No le negaré que subí al segundo piso en un estado de cierta ansiedad. Leng había cambiado la cerradura de su puerta, pero yo tenía en mi poder una llave maestra. Empujé, pues, la puerta y penetré en el interior.
Leng había amueblado la primera estancia como sala de estar, y quedé azorado por sus gustos en materia decorativa: grabados de temas deportivos y colores vivos, y, amontonados en las mesas, ejemplares de la prensa amarilla y la peor literatura. Contra la impresión que me había causado desde el primer día (la de una persona elegante y refinada), aquella sala parecía reflejar las aficiones de un joven sin instrucción; era, en suma, uno de esos cubiles en los que se siente a gusto un asiduo a los billares, o una chica de origen muy humilde. Todo estaba cubierto por una capa de polvo, como si Leng llevara cierto tiempo sin frecuentar su salón.
La puerta de acceso a las habitaciones del fondo había sido dotada de una cortina de brocado, cuyo considerable peso levanté con la punta del bastón. Me consideraba preparado para casi todo, pero dudo que lo estuviera para lo que encontré.
Las habitaciones estaban vacías casi por completo. Contenían, repartidas por su espacio, un mínimo de seis mesas grandes, con superficies cuyos arañazos daban testimonio de muchas horas de trabajo experimental. No había más mobiliario. Flotaba en todas las estancias un olor a amoníaco que estuvo a punto de asfixiarme. Encontré varios escalpelos desafilados en un cajón. Los demás cajones que examiné estaban vacíos, con ácaros del polvo y arañas.

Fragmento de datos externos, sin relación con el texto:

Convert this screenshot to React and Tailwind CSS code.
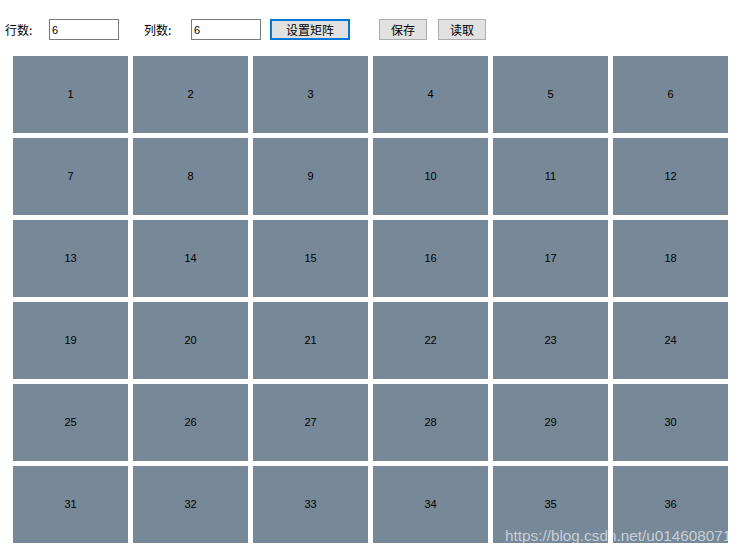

Tras intensivas búsquedas, localicé el punto del suelo por donde se había filtrado, noches antes, la sangre. El aspecto de las tablas era de haber sido limpiadas con ácido; concretamente, a juzgar por el olor, aqua regia. Eché un vistazo a las paredes, y observé otras zonas, tanto grandes como pequeñas, que delataban asimismo una limpieza reciente, o eso me pareció.
Debo confesar que en ese momento me sentí un poco tonto. Allá no había nada que justificase la alarma, nada digno de levantar sospechas, por ínfimas que fueran, ni en el más perspicaz policía. No obstante, la aprensión se negaba a abandonarme del todo. Algo en aquel salón, en el olor a productos químicos, en la meticulosidad con que se habían limpiado las paredes y el suelo, desentonaba. ¿Cuál era el motivo de que las habitaciones del fondo estuvieran tan limpias, y de que, en contraste, se hubiera permitido la acumulación de polvo en el salón?
En ese momento me acordé del sótano.
Hacía varios años que Leng, inesperadamente, me había pedido permiso para utilizar la carbonera del sótano como almacén para el instrumental sobrante. El túnel llevaba algunos años en desuso, desde la instalación de una caldera nueva, y como a mí no me hacía ninguna falta, le había entregado la llave a Leng y me había olvidado enseguida del asunto.
Sería incapaz de describir mis emociones al bajar por la escalera que conducía al sótano desde el fondo del gabinete. En una ocasión me detuve y medité si convenía solicitar ayuda, pero volvió a triunfar el sentido común. No había indicios de nada delictivo. No, lo único razonable era proseguir con mis pesquisas a solas.